House members in a voice vote without dissent approved a Republican amendment that stripped mentions of the armed employees proposal from a bill on school security.

In its place, lawmakers added a proposal for a new state school safety board to review training and other issues surrounding the possibility of arming school staffers. The board would submit a report to the Legislature by Dec. 1.

Republican and Democratic legislators applauded after about three minutes of discussion on the amendment, which diffused an issue that first emerged last week when a House committee advanced a proposal that would have required all public schools, including charter schools, to have armed employees.

Another committee this week removed the mandate after Republican Gov. Mike Pence and other officials said they believed such decisions should be left to local school officials. Several legislators and education groups also raised questions about training standards and the appropriateness of having non-police officers carrying guns in schools.

The revised bill still would have authorized the armed employees and required local school boards to decide each year whether to take that step — until the Republican-controlled House backed away on Thursday.

Rep. Ed Soliday, R-Valparaiso, said he thought the proposal had been "moving very, very rapidly."

"We all want to do what's right and we all want to protect our kids, but we don't want to hurt someone with unintended consequences," Soliday said.

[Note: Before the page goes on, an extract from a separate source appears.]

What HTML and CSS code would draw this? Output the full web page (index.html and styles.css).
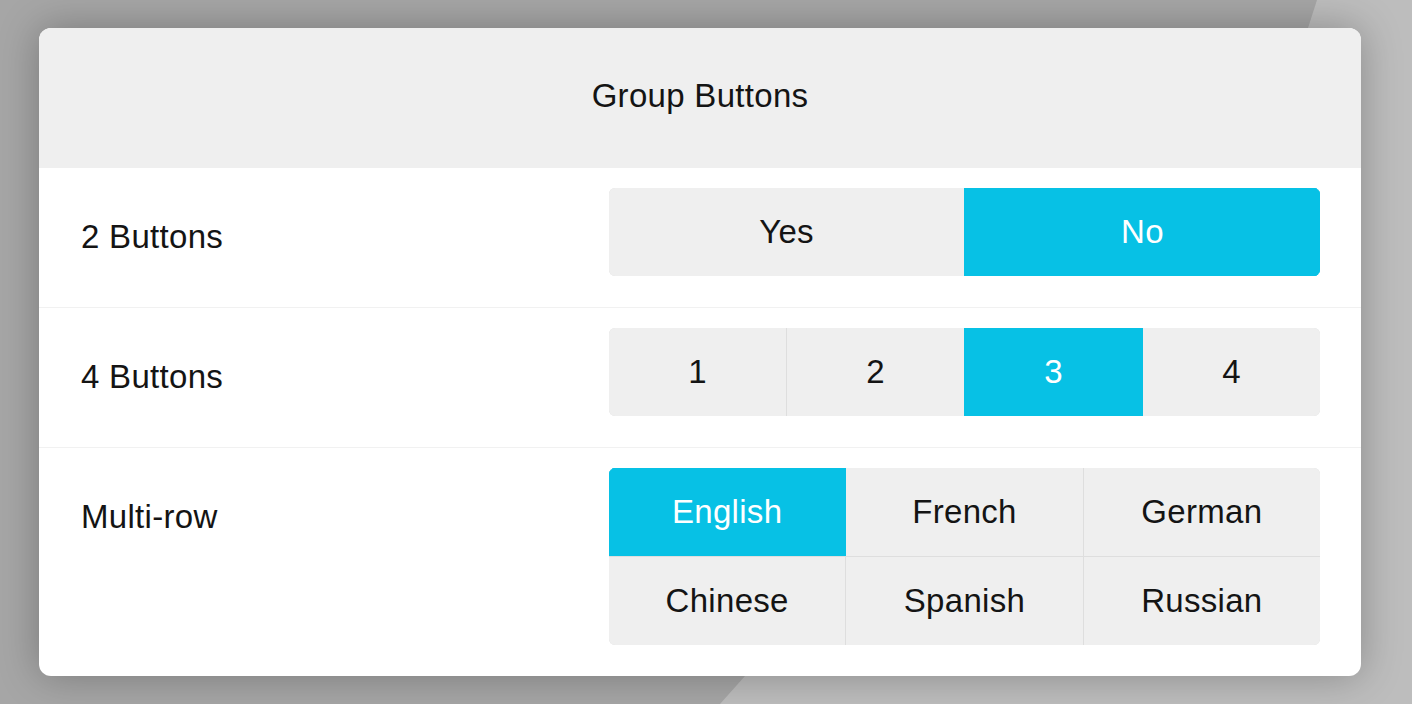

Democratic Rep. Linda Lawson, a retired Hammond police captain, had pleaded with the House Ways and Means Committee this week to reject the armed employee provisions because she was worried that teachers or others would be ineffective in responding to an attack.

Lawson extolled Thursday's move in the House. "We need to look at this bill thoroughly," she said.

Rep. Jim Lucas, R-Seymour, sponsored the armed employee provision in the House Education Committee last week, saying he was worried that most of Indiana's some 1,900 public schools are defenseless against attacks such as the December elementary school shooting in Newtown, Conn., in which 20 students and six teachers were killed.

Lucas said after Thursday's vote that he was disappointed but would continue to advocate for the proposal.

"The good thing is we have everyone talking about it," he said. "Our goal is to find the best, most-cost effective way to ensure that our children and educators are safe."

The House is expected to vote Monday on the remaining provisions of the bill, which aims to start a state grant program to help school districts buy safety equipment and hire police officers who've undergone extra training on dealing with students to become school resource officers.

The Senate previously backed the grant program, and its budget proposal advanced this week includes $10 million for the program.

House Speaker Brian Bosma, R-Indianapolis, said the armed employees proposal faced many questions from legislators and the public in the past week.

"It pretty clear after we talked about it that the proper thing to do was to take a breath, take some time, look at the issue before we jumped headlong into the full-blown policy," Bosma said. "It was clear that a lot of education needed to be done before we moved forward."